Aurizon confirmed that the flooding had disrupted its bulk haulage business between Mt Isa and Townsville, adding further pressure to earnings that had already taken a hit from bad weather, strikes and an unfavourable tariff decision by Queensland regulators.
But it maintained its full-year forecast for underlying earnings from all businesses except its network arm at $390 million to $430m, excluding redundancy costs.
Aurizon chief executive Andrew Harding said the main impact of the floods had been on its employees and their property in the region.
“There has been an impact on the Queensland Rail infrastructure, at this stage I have not been advised as to what that impact means to our above-rail business in that area,” Mr Harding said.
But he noted that the rail network affected was only used by Aurizon’s bulks business, which he said was “many times smaller” than its mainstay coal haulage business.
The outage of the Mt Isa-Townsville rail line has also forced the shutdown of Incitec Pivot’s Phosphate Hill fertiliser plant.
Incitec warned that it would lose around $10m a week in earnings before interest and tax while Phosphate Hill was shut down after being cut off from Townsville.
“IPL understands that the rail infrastructure provider is waiting for conditions to improve in order to allow full access to the rail line and assess when rail services are likely to resume,” the company said.
“IPL began a progressive shutdown of plants within its Phosphate Hill facility over the weekend and is continuing to run each plant for as long as possible given storage and input constraints.”
Resolute Mining said it had enacted a partial shutdown of its Ravenswood mine to allow staff to be with families and protect their homes.
But it said the operations were now back to normal, and the company expects the several days of production delayed during the shutdown to be made up in the weeks ahead.
Aurizon’s update on the storm damage came as the company announced a sharp 19 per cent fall in first-half earnings.

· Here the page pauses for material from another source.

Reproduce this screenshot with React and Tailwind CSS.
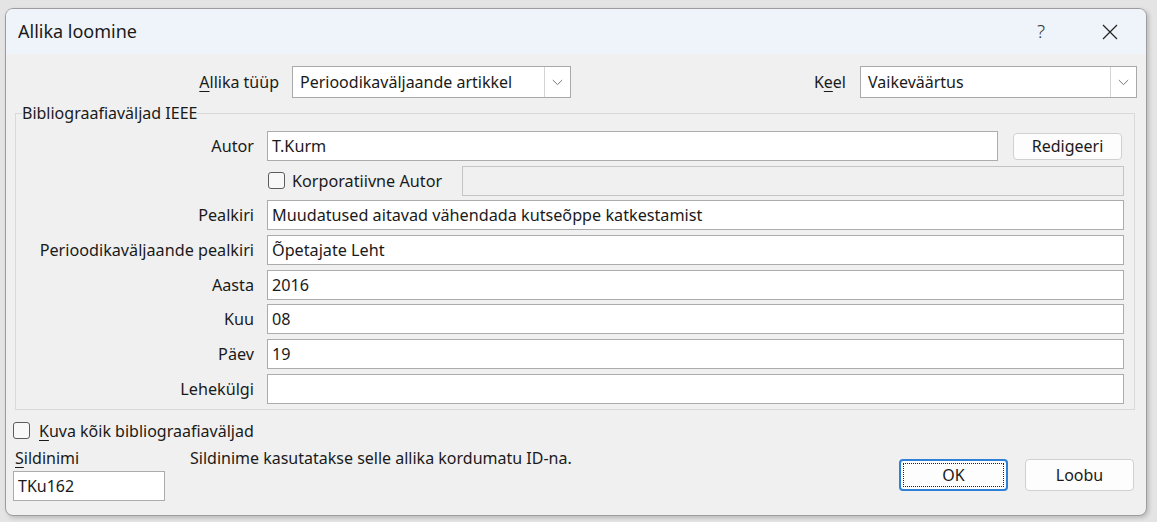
import React from "react";

const font = { fontFamily: '"Noto Sans", "Open Sans", sans-serif' };

function Chevron() {
  return (
    <svg width="11" height="7" viewBox="0 0 11 7" fill="none">
      <path d="M0.8 1 L5.5 5.6 L10.2 1" stroke="#7a7a7a" strokeWidth="1" />
    </svg>
  );
}

function Select({ value, w }) {
  return (
    <div className={`flex h-[32px] items-stretch border border-[#a9a9a9] bg-white ${w}`}>
      <div className="flex flex-1 items-center pl-[7px] text-[16px] text-[#1a1a1a]">{value}</div>
      <div className="flex w-[26px] items-center justify-center border-l border-[#d4d4d4] bg-white">
        <Chevron />
      </div>
    </div>
  );
}

function Input({ value = "", className = "" }) {
  return (
    <div className={`flex h-[30px] items-center border border-[#acacac] bg-white pl-[4px] text-[16.2px] text-[#1a1a1a] ${className}`}>
      {value}
    </div>
  );
}

function Checkbox() {
  return <div className="h-[17px] w-[17px] shrink-0 rounded-[3px] border border-[#5c5c5c] bg-[#f8f8f8]" />;
}

function Label({ children }) {
  return <div className="flex h-[30px] items-center justify-end text-[16.2px] text-[#1a1a1a]">{children}</div>;
}

export default function App() {
  return (
    <div className="h-[522px] w-[1157px] overflow-hidden bg-[#e4e4e4] pl-[5px] pt-[8px]" style={font}>
      <div className="flex h-[508px] w-[1142px] flex-col overflow-hidden rounded-[8px] border border-[#9d9d9d] bg-[#f0f0f0] shadow-[2px_2px_4px_rgba(0,0,0,0.18)]">
        {/* Title bar */}
        <div className="flex h-[45px] shrink-0 items-center bg-[#eef4f9]">
          <div className="pl-[12px] text-[18px] text-[#1a1a1a]">Allika loomine</div>
          <div className="flex-1" />
          <div className="mr-[57px] text-[19px] font-light text-[#333]">?</div>
          <div className="mr-[28px] flex items-center">
            <svg width="16" height="16" viewBox="0 0 16 16">
              <path d="M1 1 L15 15 M15 1 L1 15" stroke="#222" strokeWidth="1.2" />
            </svg>
          </div>
        </div>

        {/* Body */}
        <div className="flex flex-1 flex-col px-[7px]">
          {/* Row 1 */}
          <div className="mt-[12px] flex items-center">
            <div className="w-[266px] text-right text-[16px] text-[#1a1a1a]">
              <span className="underline underline-offset-[3px]">A</span>llika tüüp
            </div>
            <div className="ml-[13px]">
              <Select value="Perioodikaväljaande artikkel" w="w-[279px]" />
            </div>
            <div className="flex-1" />
            <div className="text-[16px] text-[#1a1a1a]">
              K<span className="underline underline-offset-[3px]">e</span>el
            </div>
            <div className="ml-[14px] mr-[2px]">
              <Select value="Vaikeväärtus" w="w-[277px]" />
            </div>
          </div>

          {/* Fieldset */}
          <fieldset className="ml-[2px] mr-[4px] mt-[4px] border border-[#d9d9d9] pb-[5px] pr-[10px]">
            <legend className="ml-[6px] px-0 text-[16px] leading-[22px] text-[#1a1a1a]">Bibliograafiaväljad IEEE</legend>
            <div className="mt-[7px] grid grid-cols-[238px_1fr] gap-x-[13px] gap-y-[4.7px]">
              <Label>Autor</Label>
              <div className="flex items-center">
                <Input value="T.Kurm" className="flex-1" />
                <div className="ml-[15px] mr-[2px] flex h-[27px] w-[109px] items-center justify-center rounded-[4px] border border-[#d0d0d0] bg-[#fdfdfd] text-[16px] text-[#1a1a1a]">
                  Redigeeri
                </div>
              </div>

              <div />
              <div className="flex h-[30px] items-center">
                <div className="ml-[1px]">
                  <Checkbox />
                </div>
                <div className="ml-[7px] w-[170px] text-[16.2px] text-[#1a1a1a]">Korporatiivne Autor</div>
                <div className="h-[30px] flex-1 border border-[#c4c4c4] bg-[#f0f0f0]" />
              </div>

              <Label>Pealkiri</Label>
              <Input value="Muudatused aitavad vähendada kutseõppe katkestamist" />

              <Label>Perioodikaväljaande pealkiri</Label>
              <Input value="Õpetajate Leht" />

              <Label>Aasta</Label>
              <Input value="2016" />

              <Label>Kuu</Label>
              <Input value="08" />

              <Label>Päev</Label>
              <Input value="19" />

              <Label>Lehekülgi</Label>
              <Input value="" />
            </div>
          </fieldset>

          {/* Kuva */}
          <div className="mt-[10px] flex h-[22px] items-center">
            <Checkbox />
            <div className="ml-[9px] text-[16px] text-[#1a1a1a]">
              <span className="underline underline-offset-[3px]">K</span>uva kõik bibliograafiaväljad
            </div>
          </div>

          {/* Bottom */}
          <div className="mt-[5px] flex items-start">
            <div className="flex w-[152px] flex-col">
              <div className="flex h-[22px] items-center pl-[2px] text-[16px] text-[#1a1a1a]">
                <span className="underline underline-offset-[3px]">S</span>ildinimi
              </div>
              <div className="mt-[2px] flex h-[30px] items-center border border-[#acacac] bg-white pl-[4px] text-[16px] text-[#1a1a1a]">
                TKu162
              </div>
            </div>
            <div className="ml-[25px] flex h-[22px] items-center text-[16px] text-[#1a1a1a]">
              Sildinime kasutatakse selle allika kordumatu ID-na.
            </div>
            <div className="flex-1" />
            <div className="mt-[12px] flex items-center gap-[17px] pr-[5px]">
              <div className="flex h-[32px] w-[109px] items-center justify-center rounded-[4px] border-2 border-[#2e7fd6] bg-[#fdfdfd] p-[2px]">
                <div className="flex h-full w-full items-center justify-center border border-dotted border-[#222] text-[16px] text-[#1a1a1a]">
                  OK
                </div>
              </div>
              <div className="flex h-[32px] w-[109px] items-center justify-center rounded-[4px] border border-[#d0d0d0] bg-[#fdfdfd] text-[16px] text-[#1a1a1a]">
                Loobu
              </div>
            </div>
          </div>
        </div>
      </div>
    </div>
  );
}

The company recorded a net profit of $227m in the six months through December, down from $282m a year earlier. It declared an interim dividend of 11.4 cents a share, a payout of 100 per cent of its underlying net profit after tax.
The main driver of the fall in earnings was Aurizon’s decision to end its fight against the new tariff charges set last year by the Queensland Competition Authority.
That decision prompted Aurizon to flag it will have to issue $61m in revenue refunds this year, with some $30m of those refunds recognised in Monday’s half-year results.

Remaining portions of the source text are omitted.